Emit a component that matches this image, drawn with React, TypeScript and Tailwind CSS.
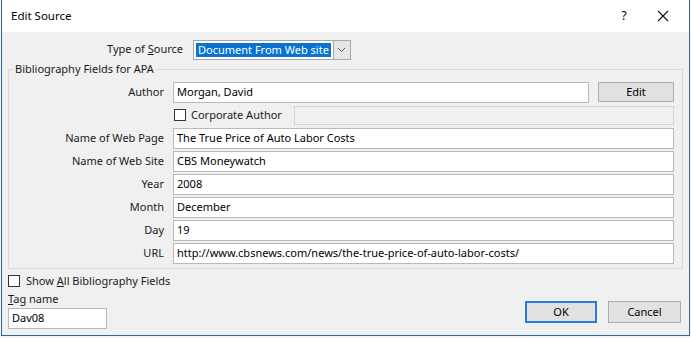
import React from 'react';

const font = { fontFamily: '"Noto Sans", "Open Sans", sans-serif' };

const Field = ({ label, value }: { label: string; value: string }) => (
  <div className="flex items-center h-[23px]">
    <div className="w-[164px] pr-[9px] text-right text-[11px] text-[#1a1a1a]">{label}</div>
    <div className="flex-1 h-[21px] bg-white border border-[#b9b9b9] px-[3px] flex items-center text-[11px] text-black">
      {value}
    </div>
  </div>
);

const Checkbox = () => <div className="w-[12px] h-[12px] border border-[#333] bg-white" />;

export default function App() {
  return (
    <div className="w-[691px] h-[338px] bg-[#f4f4f4] overflow-hidden" style={font}>
      <div className="ml-[1px] w-[689px] h-[336px] border-x border-b border-[#2f6a9e] bg-[#f0f0f0] flex flex-col">
        <div className="h-[32px] bg-white flex items-center pl-[9px] text-[11.5px] text-black">
          <span className="flex-1">Edit Source</span>
          <span className="w-[20px] text-center mr-[23px] text-[12px]">?</span>
          <svg width="12" height="12" viewBox="0 0 12 12" className="mr-[20px]">
            <path d="M1 1L11 11M11 1L1 11" stroke="#111" strokeWidth="1.1" />
          </svg>
        </div>

        <div className="flex items-center mt-[7px] h-[21px]">
          <div className="w-[181px] text-right text-[11px] text-[#1a1a1a]">
            Type of <span className="underline">S</span>ource
          </div>
          <div className="ml-[10px] h-[20px] flex border border-[#a8a8a8] bg-white">
            <div className="m-[2px] px-[2px] bg-[#0a73d0] text-white text-[11px] leading-[14px] flex items-center">
              Document From Web site
            </div>
            <div className="w-[17px] border-l border-[#a8a8a8] bg-[#e6e6e6] flex items-center justify-center">
              <svg width="9" height="6" viewBox="0 0 9 6">
                <path d="M1 1L4.5 4.5L8 1" stroke="#555" strokeWidth="1" fill="none" />
              </svg>
            </div>
          </div>
        </div>

        <fieldset className="mx-[6px] mt-[1px] border border-[#d9d9d9] pl-0 pr-[8px] h-[208px]">
          <legend className="ml-[5px] px-[1px] text-[11px] text-[#1a1a1a]">Bibliography Fields for APA</legend>
          <div className="flex items-center h-[23px] mt-[3px]">
            <div className="w-[164px] pr-[9px] text-right text-[11px] text-[#1a1a1a]">Author</div>
            <div className="w-[416px] h-[21px] bg-white border border-[#b9b9b9] px-[3px] flex items-center text-[11px] text-black">
              Morgan, David
            </div>
            <div className="ml-[9px] flex-1 h-[20px] bg-[#e1e1e1] border border-[#adadad] flex items-center justify-center text-[11px] text-black">
              Edit
            </div>
          </div>
          <div className="flex items-center h-[23px]">
            <div className="w-[165px]" />
            <Checkbox />
            <span className="ml-[5px] text-[11px] text-[#1a1a1a]">Corporate Author</span>
            <div className="ml-[12px] flex-1 h-[19px] bg-[#f0f0f0] border border-[#d4d4d4]" />
          </div>
          <Field label="Name of Web Page" value="The True Price of Auto Labor Costs" />
          <Field label="Name of Web Site" value="CBS Moneywatch" />
          <Field label="Year" value="2008" />
          <Field label="Month" value="December" />
          <Field label="Day" value="19" />
          <Field label="URL" value="http://www.cbsnews.com/news/the-true-price-of-auto-labor-costs/" />
        </fieldset>

        <div className="flex items-end px-[6px] mt-[4px]">
          <div className="flex-1">
            <div className="flex items-center h-[16px]">
              <Checkbox />
              <span className="ml-[6px] text-[11px] text-[#1a1a1a]">
                Show <span className="underline">A</span>ll Bibliography Fields
              </span>
            </div>
            <div className="mt-[2px] text-[11px] text-[#1a1a1a] leading-[16px]">
              <span className="underline">T</span>ag name
            </div>
            <div className="mt-[1px] w-[99px] h-[21px] bg-white border border-[#b9b9b9] px-[3px] flex items-center text-[11px] text-black">
              Dav08
            </div>
          </div>
          <div className="flex gap-[11px] mb-[6px] mr-[2px]">
            <div className="w-[72px] h-[22px] bg-[#e1e1e1] border-2 border-[#2a7bd4] flex items-center justify-center text-[11px] text-black">
              OK
            </div>
            <div className="w-[73px] h-[22px] bg-[#e1e1e1] border border-[#adadad] flex items-center justify-center text-[11px] text-black">
              Cancel
            </div>
          </div>
        </div>
      </div>
    </div>
  );
}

- WHAT IS BEING ASKED -
Except for the pictures, copy the material above exactly.

- WRITTEN SOLUTION -
Emit a component that matches this image, drawn with React, TypeScript and Tailwind CSS.
import React from 'react';

const font = { fontFamily: '"Noto Sans", "Open Sans", sans-serif' };

const Field = ({ label, value }: { label: string; value: string }) => (
  <div className="flex items-center h-[23px]">
    <div className="w-[164px] pr-[9px] text-right text-[11px] text-[#1a1a1a]">{label}</div>
    <div className="flex-1 h-[21px] bg-white border border-[#b9b9b9] px-[3px] flex items-center text-[11px] text-black">
      {value}
    </div>
  </div>
);

const Checkbox = () => <div className="w-[12px] h-[12px] border border-[#333] bg-white" />;

export default function App() {
  return (
    <div className="w-[691px] h-[338px] bg-[#f4f4f4] overflow-hidden" style={font}>
      <div className="ml-[1px] w-[689px] h-[336px] border-x border-b border-[#2f6a9e] bg-[#f0f0f0] flex flex-col">
        <div className="h-[32px] bg-white flex items-center pl-[9px] text-[11.5px] text-black">
          <span className="flex-1">Edit Source</span>
          <span className="w-[20px] text-center mr-[23px] text-[12px]">?</span>
          <svg width="12" height="12" viewBox="0 0 12 12" className="mr-[20px]">
            <path d="M1 1L11 11M11 1L1 11" stroke="#111" strokeWidth="1.1" />
          </svg>
        </div>

        <div className="flex items-center mt-[7px] h-[21px]">
          <div className="w-[181px] text-right text-[11px] text-[#1a1a1a]">
            Type of <span className="underline">S</span>ource
          </div>
          <div className="ml-[10px] h-[20px] flex border border-[#a8a8a8] bg-white">
            <div className="m-[2px] px-[2px] bg-[#0a73d0] text-white text-[11px] leading-[14px] flex items-center">
              Document From Web site
            </div>
            <div className="w-[17px] border-l border-[#a8a8a8] bg-[#e6e6e6] flex items-center justify-center">
              <svg width="9" height="6" viewBox="0 0 9 6">
                <path d="M1 1L4.5 4.5L8 1" stroke="#555" strokeWidth="1" fill="none" />
              </svg>
            </div>
          </div>
        </div>

        <fieldset className="mx-[6px] mt-[1px] border border-[#d9d9d9] pl-0 pr-[8px] h-[208px]">
          <legend className="ml-[5px] px-[1px] text-[11px] text-[#1a1a1a]">Bibliography Fields for APA</legend>
          <div className="flex items-center h-[23px] mt-[3px]">
            <div className="w-[164px] pr-[9px] text-right text-[11px] text-[#1a1a1a]">Author</div>
            <div className="w-[416px] h-[21px] bg-white border border-[#b9b9b9] px-[3px] flex items-center text-[11px] text-black">
              Morgan, David
            </div>
            <div className="ml-[9px] flex-1 h-[20px] bg-[#e1e1e1] border border-[#adadad] flex items-center justify-center text-[11px] text-black">
              Edit
            </div>
          </div>
          <div className="flex items-center h-[23px]">
            <div className="w-[165px]" />
            <Checkbox />
            <span className="ml-[5px] text-[11px] text-[#1a1a1a]">Corporate Author</span>
            <div className="ml-[12px] flex-1 h-[19px] bg-[#f0f0f0] border border-[#d4d4d4]" />
          </div>
          <Field label="Name of Web Page" value="The True Price of Auto Labor Costs" />
          <Field label="Name of Web Site" value="CBS Moneywatch" />
          <Field label="Year" value="2008" />
          <Field label="Month" value="December" />
          <Field label="Day" value="19" />
          <Field label="URL" value="http://www.cbsnews.com/news/the-true-price-of-auto-labor-costs/" />
        </fieldset>

        <div className="flex items-end px-[6px] mt-[4px]">
          <div className="flex-1">
            <div className="flex items-center h-[16px]">
              <Checkbox />
              <span className="ml-[6px] text-[11px] text-[#1a1a1a]">
                Show <span className="underline">A</span>ll Bibliography Fields
              </span>
            </div>
            <div className="mt-[2px] text-[11px] text-[#1a1a1a] leading-[16px]">
              <span className="underline">T</span>ag name
            </div>
            <div className="mt-[1px] w-[99px] h-[21px] bg-white border border-[#b9b9b9] px-[3px] flex items-center text-[11px] text-black">
              Dav08
            </div>
          </div>
          <div className="flex gap-[11px] mb-[6px] mr-[2px]">
            <div className="w-[72px] h-[22px] bg-[#e1e1e1] border-2 border-[#2a7bd4] flex items-center justify-center text-[11px] text-black">
              OK
            </div>
            <div className="w-[73px] h-[22px] bg-[#e1e1e1] border border-[#adadad] flex items-center justify-center text-[11px] text-black">
              Cancel
            </div>
          </div>
        </div>
      </div>
    </div>
  );
}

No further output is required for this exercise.